When using AMP, configure AWS Identity and Access Management (IAM) to grant OpenSearch Data Prepper permissions to write to Amazon Managed Service for Prometheus. You can use a configuration similar to the following JSON configuration:

{
    "Version": "2012-10-17",
    "Statement": [
        {
            "Sid": "amp-access",
            "Effect": "Allow",
            "Action": [
                "aps:RemoteWrite"
            ],
            "Resource": "arn:aws:aps:<region>:<account-id:workspace>/<workspace-id>"
        }
    ]
}

Configuration

Use the following options when customizing the prometheus sink.

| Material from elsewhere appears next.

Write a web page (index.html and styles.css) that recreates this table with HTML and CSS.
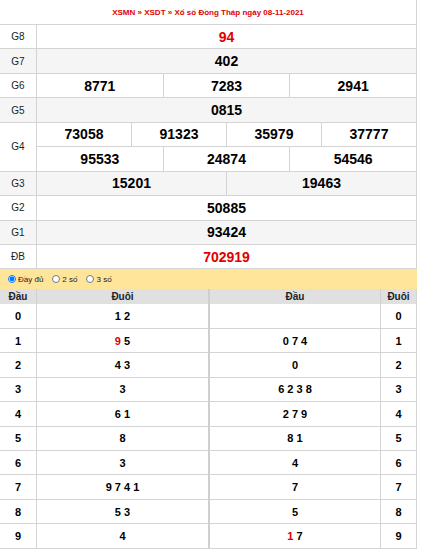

Option Required Type Description
url Yes String The Prometheus Remote Write endpoint URL. Supports https:// by default. To use http://, set insecure to true. When aws is configured, https:// is required.
insecure No Boolean When set to true, allows http:// URLs. By default, only https:// URLs are permitted. Default is false.
encoding No String The compression format used for requests. Only snappy is supported. Default is snappy.
remote_write_version No String The version of the Prometheus remote write protocol. Only 0.1.0 is supported.
content_type No String The MIME type of the body. Only application/x-protobuf is supported.
out_of_order_time_window No Duration The time window allowed for late-arriving data points. Data older than this window relative to the latest point will be dropped. Default is 10s.
sanitize_names No Boolean Determines whether metric and label names are sanitized in order to comply with Prometheus naming conventions. Default is true.
connection_timeout No Duration The maximum amount of time allowed to establish an HTTP connection. Default is 60s.
idle_timeout No Duration The maximum amount of time an idle HTTP connection remains open before being closed. Default is 60s.
request_timeout No Duration The maximum amount of time allowed for a full end-to-end HTTP request to complete. Default is 60s.
threshold No Threshold configuration Configuration for batching and flushing time-series data.
max_retries No Integer The maximum number of attempts for failed ingestion requests. Uses exponential backoff with jitter on retryable status codes (429, 502, 503, or 504). Default is 5.
aws No AWS configuration AWS configuration for AWS Signature Version 4 signing. When present, requests are signed with AWS credentials. Cannot be used with authentication.
authentication No Authentication configuration HTTP Basic authentication credentials. Cannot be used with aws.

Threshold configuration

Use the following options to configure batching and flushing behavior for the Prometheus sink.

Option Required Type Description
max_events No Integer The maximum number of events to accumulate before flushing to Prometheus. Default is 1000.
max_request_size No String The maximum size of the request payload before flushing. Default is 1mb.
flush_interval No Duration The maximum amount of time to wait before flushing events. Default is 10s.

AWS configuration

When an aws block is present, requests are automatically signed with Signature Version 4. An https:// URL is required. The AWS configuration supports the following options.

Option Required Type Description
region No String The AWS Region to use for credentials. Defaults to standard SDK behavior to determine the region.
sts_role_arn No String The STS role to assume for requests to AWS. Defaults to null, which uses standard SDK credential behavior.
sts_header_overrides No Map A map of header overrides to make when assuming the IAM role.
sts_external_id No String An optional external ID to use when assuming the IAM role.

Authentication configuration

The authentication block supports HTTP Basic authentication. It cannot be used together with aws (Signature Version 4 signing). The authentication configuration supports the following options.

Option Required Type Description
http_basic.username Yes String The username for HTTP Basic authentication.
http_basic.password Yes String The password for HTTP Basic authentication.